In this Caribbean nation, while access to safe drinking water and basic sanitation is almost universal, service is deficient and very limited. Six out of 10 urban households and half of rural households in this Caribbean country report intermittent water supply. More than two-thirds rely on tanks, pumps or cisterns to store water for daily consumption.
But that’s not all: the poor quality of service forces Dominicans to resort to bottled water, which is more expensive, taking a heavy toll on their pockets.
The situation has been worsening over the years: in 1990, 13% of the urban population and 0.7% of the rural population used bottled water as a source of drinking water. In 2016, according to the latest record, that figure amounted to 89% of the urban population and 68% of the rural population.
And the poor suffer the most from this torment. 40% of the most vulnerable households spend 12% of their income to purchase water and, of that percentage, 95% is for bottled water that they buy from private companies.
“According to global research, it is reasonable to spend 5% of household expenditures on water and sanitation services,” says Craig Kullmann, a water and sanitation specialist at the World Bank.
In addition, two-thirds of Dominican households do not have sewage connections for wastewater treatment, which increases the threat of disease due to groundwater contamination.
According to Kullman, the Dominican water and sanitation sector is caught in a vicious circle.
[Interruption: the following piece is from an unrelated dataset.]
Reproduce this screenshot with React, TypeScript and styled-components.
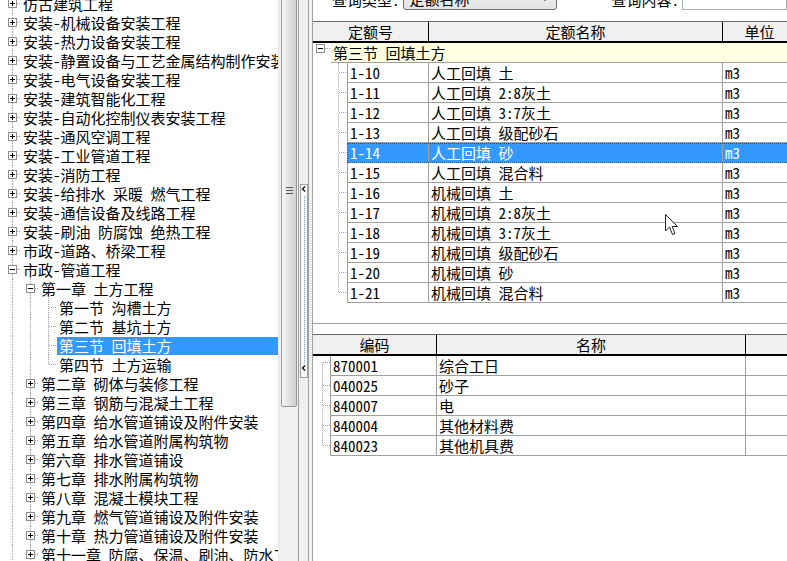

The expert participated in an analysis of the country’s public water and sanitation services as part of a public spending review conducted by the World Bank at the government’s request.
“Water and sanitation utilities’ revenues tend to grow more slowly than their costs because of their intention not to charge users for increases in energy, chemical inputs and personnel, and this reduces the funds available for maintenance,” he explains.
This, according to the expert, is the cause of breaks in the pipes and the resulting water leaks.
Thus, the service worsens and it becomes even more difficult for the company to increase its billing and collection revenues by demanding payment from dissatisfied users. The situation is further aggravated by illegal connections and excessive use of water for agricultural or inappropriate purposes, without actual consumption being measured and billed.
Water supply to households becomes erratic and this erodes confidence in public providers and discourages households from paying for them, which lowers collection rates, and in turn, destabilizes the financial position of companies to invest, according to Kullmann.
Today, unbilled water ranges from 45% to 95%, depending on suppliers. But, “given the low tariffs and some inefficiencies in spending, even if the companies billed 100% of the water, they would not be able to balance their finances either,” he argues.
For this reason, the central government makes transfers to the providers so that they can meet their expenses. Although -says the expert- this generates a false sense of financial security that reduces the motivation to seek greater efficiency in the operation and maintenance of services.
Official data between 2014 and 2018 show that the Dominican state transferred US$80 million annually to public companies to cover current expenses, resulting in a very heavy burden on national finances and, paradoxically, undermining the improvement of services.
“This must be changed if the population is to enjoy good services,” Kullmann emphasizes.
The debate on drinking water and sanitation reforms, which has been going on for two decades, has been fruitless. In the meantime, the cost of this deficient service has become extremely high for both consumers and the government.